[1] He had an adventurous spirit, and was interested in exploring the then almost unknown country north of the Karakoram; after one or two tentative excursions, he started in May 1868 for Eastern Turkestan, travelling as a merchant.
At Kashgar on 11 January 1869 Shaw was escorted into the palace, and on the next morning conducted a successful meeting with Yakub Beg, who had recently overthrown Chinese rule and was head of the region.
[3] Shaw concurred with the theoretical land hunger of the Tsar for territorial expansion into Kashgaria; to invade India, the Russians would enter Chang Lung Pass, surmount past Leh to the Ladakh and down into the plains.
Prime Minister of England William Gladstone believed in a buffer state policy to protect British India from invasion; built on a network of diplomatic alliance and friendships.
Lord Mayo, the Viceroy of India authorised Shaw to join a new expedition in 1869 under Sir Thomas Douglas Forsyth, a senior political officer to cement the friendship with Yakub Beg and pre-empt Russian aggression.
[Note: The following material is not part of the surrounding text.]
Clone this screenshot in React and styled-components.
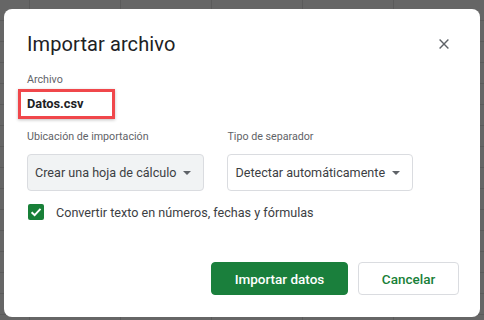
import React from "react";
import styled, { createGlobalStyle } from "styled-components";

const GlobalStyle = createGlobalStyle`
  html, body {
    margin: 0;
    padding: 0;
  }
  body {
    width: 484px;
    height: 320px;
    overflow: hidden;
    font-family: Roboto, "Liberation Sans", Arial, sans-serif;
    background-color: #666666;
    background-image:
      repeating-linear-gradient(to right, transparent 0 29px, #5b5b5b 29px 30px, transparent 30px 91px),
      repeating-linear-gradient(to bottom, transparent 0 20px, #5b5b5b 20px 21px);
  }
`;

const App = () => {
  return (
    <>
      <GlobalStyle />
      <Page>
        <Dialog>
          <Header>
            <Title>Importar archivo</Title>
            <CloseButton aria-label="Cerrar">
              <svg width="10" height="10" viewBox="0 0 10 10">
                <path d="M0.6 0.6 L9.4 9.4 M9.4 0.6 L0.6 9.4" stroke="#5f6368" strokeWidth="1.4" fill="none" />
              </svg>
            </CloseButton>
          </Header>

          <FieldLabel>Archivo</FieldLabel>
          <FileName>Datos.csv</FileName>

          <Options>
            <Field>
              <SectionLabel>Ubicación de importación</SectionLabel>
              <Select filled>
                Crear una hoja de cálculo
                <Caret />
              </Select>
            </Field>
            <Field>
              <SectionLabel>Tipo de separador</SectionLabel>
              <Select>
                Detectar automáticamente
                <Caret />
              </Select>
            </Field>
          </Options>

          <CheckRow>
            <Checkbox>
              <svg width="12" height="12" viewBox="0 0 12 12">
                <path d="M1.6 6.2 L4.6 9.1 L10.5 2.9" stroke="#fff" strokeWidth="2" fill="none" />
              </svg>
            </Checkbox>
            Convertir texto en números, fechas y fórmulas
          </CheckRow>

          <Footer>
            <Button primary>Importar datos</Button>
            <Button>Cancelar</Button>
          </Footer>
        </Dialog>
      </Page>
    </>
  );
};

// STYLED COMPONENTS

const Page = styled.div`
  padding: 9px 4px 3px 4px;
`;

const Dialog = styled.div`
  width: 476px;
  height: 308px;
  box-sizing: border-box;
  background: #ffffff;
  border-radius: 8px;
  padding: 21px 21px 22px 23px;
  display: flex;
  flex-direction: column;
`;

const Header = styled.div`
  display: flex;
  align-items: center;
  justify-content: space-between;
  height: 28px;
`;

const Title = styled.h1`
  margin: 0;
  font-size: 20px;
  font-weight: 400;
  line-height: 28px;
  color: #202124;
  letter-spacing: 0.1px;
`;

const CloseButton = styled.div`
  width: 10px;
  height: 10px;
  display: flex;
  margin-right: 10px;
`;

const FieldLabel = styled.div`
  margin-top: 14px;
  font-size: 10.7px;
  line-height: 16px;
  color: #5f6368;
`;

const FileName = styled.div`
  margin: 1px 0 0 -9px;
  width: 97px;
  height: 30px;
  box-sizing: border-box;
  border: 3px solid #f0474b;
  box-shadow: 0 1px 3px rgba(0, 0, 0, 0.25);
  padding-left: 6px;
  font-size: 12.8px;
  font-weight: 700;
  line-height: 24px;
  color: #202124;
`;

const Options = styled.div`
  display: flex;
  gap: 23px;
  margin-top: 10px;
`;

const Field = styled.div`
  display: flex;
  flex-direction: column;
  gap: 9px;
`;

const SectionLabel = styled.div`
  font-size: 10.7px;
  line-height: 16px;
  color: #5f6368;
`;

const Select = styled.div`
  height: 37px;
  box-sizing: border-box;
  display: flex;
  align-items: center;
  gap: 7px;
  padding: 0 12px 0 7px;
  border: 1px solid #dadce0;
  border-radius: 4px;
  background: ${(p) => (p.filled ? "#f1f3f4" : "#ffffff")};
  font-size: 12.6px;
  color: #3c4043;
`;

const Caret = styled.span`
  width: 0;
  height: 0;
  border-left: 4px solid transparent;
  border-right: 4px solid transparent;
  border-top: 4px solid #5f6368;
`;

const CheckRow = styled.div`
  display: flex;
  align-items: center;
  gap: 12px;
  margin-top: 11px;
  padding-left: 1px;
  height: 20px;
  font-size: 12.6px;
  color: #3c4043;
`;

const Checkbox = styled.span`
  width: 16px;
  height: 16px;
  border-radius: 2px;
  background: #188038;
  display: flex;
  align-items: center;
  justify-content: center;
`;

const Footer = styled.div`
  margin-top: auto;
  display: flex;
  justify-content: flex-end;
  gap: 10px;
`;

const Button = styled.div`
  height: 33px;
  box-sizing: border-box;
  display: flex;
  align-items: center;
  justify-content: center;
  width: ${(p) => (p.primary ? "137px" : "101px")};
  border-radius: 4px;
  font-size: 13.5px;
  font-weight: 500;
  background: ${(p) => (p.primary ? "#1a7f3c" : "#ffffff")};
  color: ${(p) => (p.primary ? "#ffffff" : "#188038")};
  border: 1px solid ${(p) => (p.primary ? "#1a7f3c" : "#dadce0")};
`;

export default App;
Shaw was an enigmatic character, hard to know and little understood; when the party returned they learnt that how risky the strategy would be for Lord Mayo; the 1870s was a period of relentless Russian annexation.
But as a Forward Policy emerged after 1874 Shaw's warnings proved well-founded of India's vulnerability of the Pamir Passes and the significance of the Kingdom of Kashgaria to British Afghanistan.
[4] In 1872 the Royal Geographical Society awarded Shaw the patron's gold medal; Sir Henry Rawlinson stated that this distinction was given him "for the services he had rendered to the cause of geography in exploring Eastern Turkestan; and above all for his very valuable astronomical observations.
"[1] In recognition of his service to government, Lord Mayo appointed him to the political department, and he was made British joint commissioner in Ladakh (in the Himalayas in present-day northern India).